O Acordo Ortográfico, era óbvio, seria uma das questões mais importantes na visita do Presidente da República [português] ao Brasil, a convite de Lula da Silva.
Cavaco Silva sugeriu isso mesmo na mensagem proferida antes da partida. Também o propósito do convite dirigido a Cavaco pelo chefe de Estado brasileiro, encerra, de alguma forma, esta mesma preocupação — a partilha da história comum, na comemoração dos 200 anos da chegada ao Brasil da corte de D. João VI. Por fim, o ministro da Cultura [português], José António Pinto Ribeiro, integrado na comitiva presidencial, acabaria por reconhecer que, nesta matéria, se perdeu tempo de mais.
Poucas horas antes de Cavaco Silva aterrar no Aeroporto António Carlos Jobim, no Rio de Janeiro, o Governo [português] decidia em Conselho de Ministros aprovar a ratificação do Acordo Ortográfico que, segundo o ministro, não ficará sujeita a moratória, como defendia a sua antecessora Isabel Pires de Lima, mas apenas um prazo de seis anos para que o acordo seja aplicado em toda a sua plenitude. Pinto Ribeiro assumiu esta decisão como «o primeiro passo» para a ratificação do Acordo Ortográfico, mas Cavaco lembrou que foi num Governo liderado por si que se deu o primeiro passo para a uniformização da língua falada e escrita pelos povos lusófonos.

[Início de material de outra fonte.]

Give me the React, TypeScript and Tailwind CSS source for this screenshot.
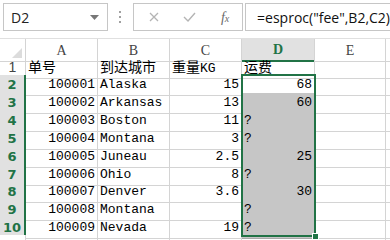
import React from "react";

type Row = { n: number; a: string; b: string; c: string; d: string; dNum: boolean };

const data: Row[] = [
  { n: 2, a: "100001", b: "Alaska", c: "15", d: "68", dNum: true },
  { n: 3, a: "100002", b: "Arkansas", c: "13", d: "60", dNum: true },
  { n: 4, a: "100003", b: "Boston", c: "11", d: "?", dNum: false },
  { n: 5, a: "100004", b: "Montana", c: "3", d: "?", dNum: false },
  { n: 6, a: "100005", b: "Juneau", c: "2.5", d: "25", dNum: true },
  { n: 7, a: "100006", b: "Ohio", c: "8", d: "?", dNum: false },
  { n: 8, a: "100007", b: "Denver", c: "3.6", d: "30", dNum: true },
  { n: 9, a: "100008", b: "Montana", c: "", d: "?", dNum: false },
  { n: 10, a: "100009", b: "Nevada", c: "19", d: "?", dNum: false },
];

const heights = [18, 18, 18, 18, 18, 17, 18, 18, 17];

const mono = "font-['Liberation_Mono','Noto_Sans_CJK_SC',monospace]";
const cjk = "font-['Noto_Sans_CJK_SC',sans-serif] text-[14px]";

function Cell({ children, right, className = "" }: { children?: React.ReactNode; right?: boolean; className?: string }) {
  return (
    <div
      className={`flex items-center overflow-hidden whitespace-nowrap border-r border-b border-[#d4d4d4] px-[2px] text-[13px] text-black ${mono} ${right ? "justify-end" : "justify-start"} ${className}`}
    >
      <span>{children}</span>
    </div>
  );
}

export default function App() {
  return (
    <div className="w-[390px] h-[240px] overflow-hidden bg-white relative">
      {/* toolbar */}
      <div className="flex h-[38px] items-start pt-[3px] pl-[3px]">
        <div className="flex h-[28px] w-[106px] items-center justify-between border border-[#c6c6c6] pl-[7px] pr-[8px]">
          <span className="font-['Open_Sans',sans-serif] text-[14px] text-[#222]">D2</span>
          <svg width="9" height="5" viewBox="0 0 9 5"><path d="M0 0 L9 0 L4.5 5 Z" fill="#777" /></svg>
        </div>
        <div className="flex w-[26px] h-[28px] flex-col items-center justify-center gap-[3px]">
          <div className="h-[2px] w-[2px] bg-[#a0a0a0]" />
          <div className="h-[2px] w-[2px] bg-[#a0a0a0]" />
          <div className="h-[2px] w-[2px] bg-[#a0a0a0]" />
        </div>
        <div className="flex h-[28px] w-[111px] items-center border border-[#c6c6c6]">
          <div className="flex w-[36px] justify-center pl-[4px]">
            <svg width="10" height="10" viewBox="0 0 10 10"><path d="M1 1 L9 9 M9 1 L1 9" stroke="#b4b4b4" strokeWidth="1.3" /></svg>
          </div>
          <div className="flex w-[38px] justify-center">
            <svg width="13" height="10" viewBox="0 0 13 10"><path d="M1 5 L5 9 L12 1" stroke="#b4b4b4" strokeWidth="1.4" fill="none" /></svg>
          </div>
          <div className="flex w-[34px] justify-center">
            <span className="font-['Liberation_Serif',serif] italic text-[14px] text-[#6a6a6a]">f<span className="text-[10px]">x</span></span>
          </div>
        </div>
        <div className="ml-[2px] flex h-[28px] flex-1 items-center border border-[#c6c6c6] border-r-0 pl-[11px]">
          <span className="font-['Open_Sans',sans-serif] text-[14px] text-[#111] whitespace-nowrap">=esproc("fee",B2,C2)</span>
        </div>
      </div>

      {/* grid */}
      <div className="relative">
        {/* header row */}
        <div className="grid h-[19px] grid-cols-[26px_72px_72px_72px_73px_71px_1fr] border-t border-[#e0e0e0]">
          <div className="relative border-r border-b border-[#d4d4d4]">
            <svg className="absolute right-[3px] bottom-[3px]" width="10" height="10" viewBox="0 0 10 10"><path d="M10 0 L10 10 L0 10 Z" fill="#dcdcdc" /></svg>
          </div>
          {["A", "B", "C"].map((l) => (
            <div key={l} className="flex items-center justify-center border-r border-b border-[#d4d4d4] font-['Liberation_Serif',serif] text-[14px] text-[#444]">{l}</div>
          ))}
          <div className="flex items-center justify-center border-r border-[#d4d4d4] border-b-2 border-b-[#217346] bg-[#e1e1e1] font-['Liberation_Serif',serif] text-[14px] font-bold text-[#217346]">D</div>
          <div className="flex items-center justify-center border-r border-b border-[#d4d4d4] font-['Liberation_Serif',serif] text-[14px] text-[#444]">E</div>
          <div className="border-b border-[#d4d4d4]" />
        </div>
        {/* row 1 */}
        <div className="grid h-[18px] grid-cols-[26px_72px_72px_72px_73px_71px_1fr]">
          <div className="flex items-center justify-center border-r border-b border-[#d4d4d4] font-['Liberation_Sans',sans-serif] text-[14px] text-[#444]">1</div>
          <Cell><span className={cjk}>单号</span></Cell>
          <Cell><span className={cjk}>到达城市</span></Cell>
          <Cell><span className={cjk}>重量</span>KG</Cell>
          <Cell><span className={cjk}>运费</span></Cell>
          <Cell />
          <div className="border-b border-[#d4d4d4]" />
        </div>
        {data.map((r, i) => (
          <div key={r.n} className="grid grid-cols-[26px_72px_72px_72px_73px_71px_1fr]" style={{ height: heights[i] }}>
            <div className="flex items-center justify-center border-r-2 border-r-[#217346] border-b border-[#c0c0c0] bg-[#e1e1e1] font-['DejaVu_Sans',sans-serif] text-[13px] font-bold text-[#217346]">{r.n}</div>
            <Cell right>{r.a}</Cell>
            <Cell>{r.b}</Cell>
            <Cell right>{r.c}</Cell>
            <Cell right={r.dNum} className={i === 0 ? "" : "bg-[#c6c6c6] border-b-[#a8a8a8]"}>{r.d}</Cell>
            <Cell />
            <div className="border-b border-[#d4d4d4]" />
          </div>
        ))}
        <div className="grid h-[10px] grid-cols-[26px_72px_72px_72px_73px_71px_1fr]">
          <div className="border-r border-[#d4d4d4] bg-white" />
          <div className="border-r border-[#d4d4d4]" />
          <div className="border-r border-[#d4d4d4]" />
          <div className="border-r border-[#d4d4d4]" />
          <div className="border-r border-[#d4d4d4]" />
          <div className="border-r border-[#d4d4d4]" />
          <div />
        </div>

        {/* selection border */}
        <div className="pointer-events-none absolute left-[241px] top-[36px] h-[163px] w-[75px] border-2 border-[#217346]" />
        <div className="pointer-events-none absolute left-[312px] top-[195px] h-[7px] w-[7px] border border-white bg-[#217346]" />
      </div>
    </div>
  );
}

O embaraço para o ministro nesta reivindicação do PR, quanto ao protagonismo no processo que conduziu ao acordo ortográfico, revela uma outra realidade: a concertação de posições entre Belém e o Governo em vários eixos da política portuguesa parece por demais evidente e o próprio ministro o confirmou na declaração que proferiu na quinta-feira a propósito do Acordo Ortográfico, a primeira que fez após a tomada de posse: «A vinda do senhor Presidente da República ao Brasil foi um momento também escolhido. Ele próprio declarou antes de partir que um dos objectivos era desenvolver uma política baseada na língua portuguesa, e nós devemos conjugar esforços.» Porém, fica a ideia que, neste particular, é a dinâmica da Presidência que vem marcando a agenda da política do Governo. E, quando assim é, o pragmatismo do PR colhe, naturalmente, o mérito das iniciativas.
Na mensagem do chefe de Estado, gravada no sítio da Presidência da República, Cavaco Silva afirmava ter uma ideia «firme» nesta sua visita ao Brasil a convite do presidente brasileiro, Lula da Silva. Dizia Cavaco Silva que «a maior forma de valorizarmos o passado é fazer dele uma inspiração para um projecto futuro». Um projecto «de reforço das relações bilaterais» na defesa de «interesses como a língua portuguesa».
De resto, são muitas as referências na agenda da viagem à necessidade de colocar a Língua como instrumento fundamental no relacionamento com o Brasil. Desde o concerto da portuguesa Teresa Salgueiro — na noite da chegada ao Rio de Janeiro —, em que foram interpretados temas de Jobim, Vinicius, Chico Buarque e outros autores brasileiros, até ao almoço oferecido amanhã pelo PR à comunidade portuguesa e luso-brasileira.
A actriz brasileira Fernanda Montenegro, presente no concerto do Teatro Municipal, metaforicamente fez o balanço da relação entre os dois países e sintetizou a importância do acordo ortográfico neste contexto: «Temos de nos agarrar a tudo o que podemos.»